The writing culminates in the following outburst: “In short we and you alike know that you are living without God’s Word, but that, on our side, we have God’s Word.”

“If I live I shall be your bane; if I die I shall be your death! For God Himself has driven me to attack you! I must, as Hosea says, be to you as a bear and a lion in the way of Assur. You shall have no peace from me until you amend or rush to your own destruction.”[370]

At a later date, of the saying “If I live,” etc., Luther made the Latin couplet: “Pestis eram vivus moriens ero mors tua papa.” In life, O Pope, I was thy plague, in dying I shall be thy death. He first produced this verse at Spalatin’s home at Altenburg on his return journey from the Coburg; afterwards he frequently repeated it, for instance, at Schmalkalden in 1537, when he declared, that he would bequeath his hatred of the Papacy as an heirloom to his disciples.[371]

As early as 1522 he had also made use of the Bible passage concerning the lion and the bear in his “Wyder den falsch genantten geystlichen Standt” with the like assurance of the Divine character of his undertaking, and in a form which shows how obsessed he was by the spirit of hate: He was sure of his doctrine and by it would judge even the angels; without it no one could be saved, for it was God’s and not his, for which reason his sentence too was God’s and not his: “Let this be my conclusion. If I live you shall have no peace from me, if you kill me, you shall have ten times less peace; and I shall be to you as Oseas says, xiii. 8, a bear in the path and a lion in the road. However you may treat me you shall not have your will, until your brazen front and iron neck are broken either unwillingly or by grace. Unless you amend, as I would gladly wish, then we may persist, you in your anger and hostility and I in paying no heed.”[372]

On another occasion he tells us how he would gladly have left Wittenberg with Melanchthon and the others who were going by way of Nuremberg to the Diet of Augsburg, but a friend had said to him: “Hold your tongue!
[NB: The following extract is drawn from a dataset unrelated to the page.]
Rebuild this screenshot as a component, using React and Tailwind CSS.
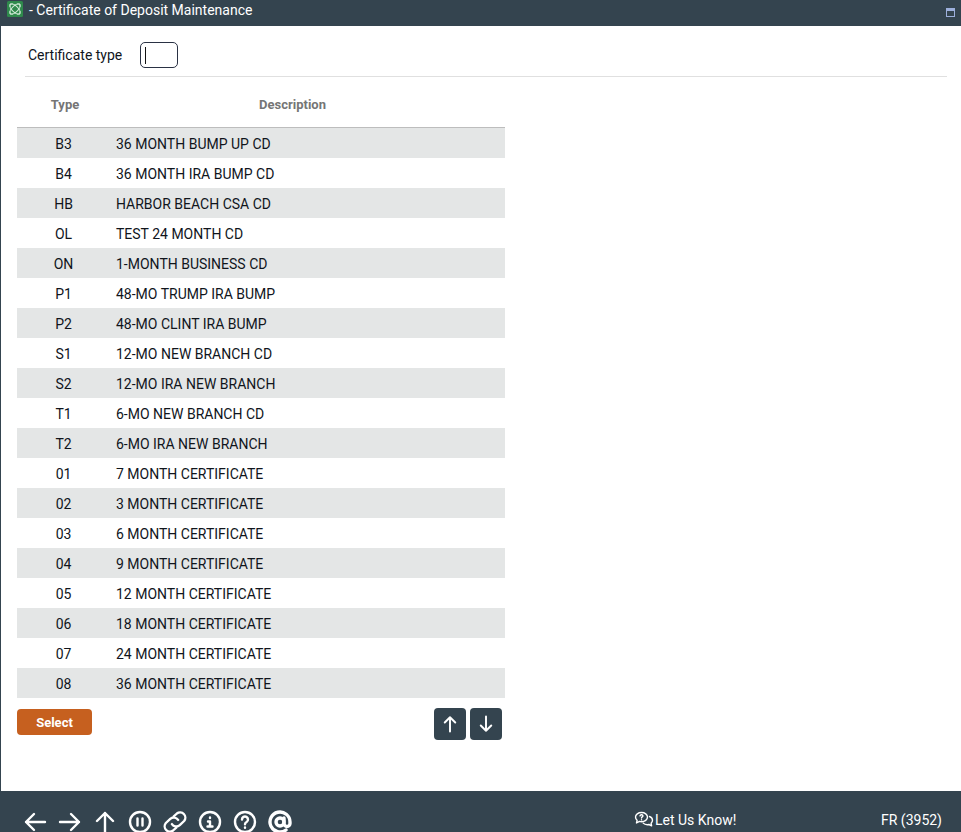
import React from 'react';

const ROWS = [
    ['B3', '36 MONTH BUMP UP CD'],
    ['B4', '36 MONTH IRA BUMP CD'],
    ['HB', 'HARBOR BEACH CSA CD'],
    ['OL', 'TEST 24 MONTH CD'],
    ['ON', '1-MONTH BUSINESS CD'],
    ['P1', '48-MO TRUMP IRA BUMP'],
    ['P2', '48-MO CLINT IRA BUMP'],
    ['S1', '12-MO NEW BRANCH CD'],
    ['S2', '12-MO IRA NEW BRANCH'],
    ['T1', '6-MO NEW BRANCH CD'],
    ['T2', '6-MO IRA NEW BRANCH'],
    ['01', '7 MONTH CERTIFICATE'],
    ['02', '3 MONTH CERTIFICATE'],
    ['03', '6 MONTH CERTIFICATE'],
    ['04', '9 MONTH CERTIFICATE'],
    ['05', '12 MONTH CERTIFICATE'],
    ['06', '18 MONTH CERTIFICATE'],
    ['07', '24 MONTH CERTIFICATE'],
    ['08', '36 MONTH CERTIFICATE'],
];

function Logo() {
    return (
        <svg width="16" height="16" viewBox="0 0 16 16" className="block">
            <rect width="16" height="16" rx="1.5" fill="#2f8a4c" />
            <g fill="none" stroke="#cfe9d6" strokeWidth="1">
                <ellipse cx="8" cy="8" rx="6.5" ry="3" transform="rotate(45 8 8)" />
                <ellipse cx="8" cy="8" rx="6.5" ry="3" transform="rotate(-45 8 8)" />
                <path d="M3 3h3M3 3v3M13 3h-3M13 3v3M3 13h3M3 13v-3M13 13h-3M13 13v-3" />
            </g>
        </svg>
    );
}

function Stroke({ size = 24, width = 2.4, children }) {
    return (
        <svg width={size} height={size} viewBox="0 0 24 24" fill="none" stroke="white" strokeWidth={width} strokeLinecap="round" strokeLinejoin="round" className="block shrink-0">
            {children}
        </svg>
    );
}

function FooterIcons() {
    return (
        <div className="flex items-center gap-[11px]">
            <Stroke><path d="M22 12H3M11 4l-8 8 8 8" /></Stroke>
            <Stroke><path d="M2 12h19M13 4l8 8-8 8" /></Stroke>
            <Stroke><path d="M12 24V3M4 11l8-8 8 8" /></Stroke>
            <Stroke><circle cx="12" cy="12" r="10" /><path d="M9.5 8.5v7M14.5 8.5v7" /></Stroke>
            <Stroke width={1.9}>
                <g transform="translate(12 12) scale(1.25) translate(-12 -12)">
                    <path d="M11 7.500l2.500-2.300a4.200 4.200 0 0 1 5.800 6l-3.500 3.300a4.200 4.200 0 0 1-6.300-.8" />
                    <path d="M13 16.500l-2.500 2.300a4.200 4.200 0 0 1-5.800-6l3.500-3.300a4.200 4.200 0 0 1 6.300.8" />
                </g>
            </Stroke>
            <Stroke><circle cx="12" cy="12" r="10" /><path d="M12 7.500v.5M10 11.500h2v5M9.500 16.500h5" /></Stroke>
            <Stroke><circle cx="12" cy="12" r="10" /><path d="M9 9.500a3 3 0 1 1 4.600 2.500c-1 .6-1.600 1.200-1.600 2.300M12 17.500v.2" /></Stroke>
            <Stroke width={3.4}><circle cx="12" cy="12" r="4" /><path d="M16 8v5.500a3 3 0 0 0 6 0V12a10 10 0 1 0-4 8" /></Stroke>
        </div>
    );
}

function TalkIcon() {
    return (
        <svg width="20" height="18" viewBox="0 0 20 18" fill="none" stroke="white" strokeWidth="1.4" strokeLinecap="round" strokeLinejoin="round" className="block shrink-0">
            <path d="M7.500 1.500c3.300 0 6 2 6 4.600s-2.700 4.600-6 4.600c-.7 0-1.400-.1-2-.3L2.500 12l.6-2.700C2 8.500 1.500 7.300 1.500 6.100c0-2.600 2.700-4.600 6-4.600z" />
            <path d="M15.500 5.500c1.800.7 3 2.100 3 3.800 0 1.100-.5 2.100-1.400 2.900l.5 2.600-2.700-1.300c-.5.1-1 .2-1.600.2-1.700 0-3.200-.6-4.100-1.600" />
            <path d="M6 4.800c.2-.8.900-1.200 1.700-1.100.8.100 1.300.7 1.200 1.400-.1.700-1.400 1-1.400 1.900M7.500 8.800v.1" />
        </svg>
    );
}

export default function App() {
    return (
        <div className="h-[832px] w-[961px] flex flex-col overflow-hidden bg-[#34444f] font-['Roboto',sans-serif]">
            <div className="h-[26px] shrink-0 flex items-start justify-between pl-[7px] pr-[6px] text-white">
                <div className="flex items-start gap-[6px] pt-px">
                    <Logo />
                    <span className="text-sm leading-[19px]">- Certificate of Deposit Maintenance</span>
                </div>
                <div className="mt-[8px] h-[9px] w-[9px] border border-[#9db0dc] border-t-[3px]"></div>
            </div>

            <div className="h-[765px] shrink-0 ml-[1px] bg-white flex flex-col">
                <div className="ml-[24px] w-[922px] mt-[16px] h-[35px] flex items-start border-b border-[#e0e0e0]">
                    <label className="ml-[3px] mt-[5px] w-[112px] text-sm leading-[17px] text-[#10151c]">Certificate type</label>
                    <div className="h-[26px] w-[38px] rounded-[5px] border border-[#2a3244] flex items-center pl-[4px]">
                        <div className="h-[17px] w-px bg-[#111]"></div>
                    </div>
                </div>

                <div className="ml-[16px] w-[488px]">
                    <div className="h-[51px] pt-[5px] flex items-center border-b border-[#bdbdbd] text-[13px] font-bold text-[#757575]">
                        <div className="w-[96px] text-center">Type</div>
                        <div className="w-[359px] text-center">Description</div>
                    </div>
                    {ROWS.map(([code, desc], i) => (
                        <div key={code} className={`h-[30px] pt-[2px] flex items-center text-sm text-[#10151c] ${i % 2 === 0 ? 'bg-[#e4e6e6]' : 'bg-white'}`}>
                            <div className="w-[93px] text-center">{code}</div>
                            <div className="ml-[6px]">{desc}</div>
                        </div>
                    ))}
                    <div className="mt-[10px] flex items-start justify-between pr-[3px]">
                        <button className="mt-[1px] h-[26px] w-[75px] pt-[2px] rounded-[4px] bg-[#c6601f] text-[13px] font-bold text-white">Select</button>
                        <div className="flex gap-[4px]">
                            <button className="h-[32px] w-[32px] rounded-[4px] bg-[#34444f] flex items-center justify-center">
                                <Stroke size={18} width={2.6}><path d="M12 22V3M5 10l7-7 7 7" /></Stroke>
                            </button>
                            <button className="h-[32px] w-[32px] rounded-[4px] bg-[#34444f] flex items-center justify-center">
                                <Stroke size={18} width={2.6}><path d="M12 2v19M5 14l7 7 7-7" /></Stroke>
                            </button>
                        </div>
                    </div>
                </div>
            </div>

            <div className="flex-1 flex items-start pl-[23px] pt-[19px] text-white overflow-hidden">
                <FooterIcons />
                <div className="ml-auto mr-[19px] flex items-center text-sm leading-[20px]">
                    <TalkIcon />
                    <span className="ml-px w-[226px]">Let Us Know!</span>
                    <span>FR (3952)</span>
                </div>
            </div>
        </div>
    );
}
Your tongue is an evil one!”[373]

After the publication of the “Vermanũg an die Geistlichen,” or possibly even before, Melanchthon seems to have written to him, re-echoing the observations of startled and anxious friends, and saying that the writing had been “variously” appreciated, in itself a significant remark; Luther himself at that time certainly dreaded the censure of his adherents. Still, he insists as defiantly as ever on his “invective”: “Let not your heart be troubled,” he admonishes Melanchthon, “My God is a God of fools, Who is wont to laugh at the wise. Whence I trouble myself about them not the least bit.”[374] On the contrary, he even came near regarding his writing as a special work of God.

As we have already pointed out, the defiant and violent steps he took, only too often became in his eyes special works of God. His notorious, boundless sense of his own greatness, to which this gave rise, is the first of the phenomena which accompanied his hate; these it will now be our duty briefly to examine in order better to appreciate the real strength of his ethical principles in his own case.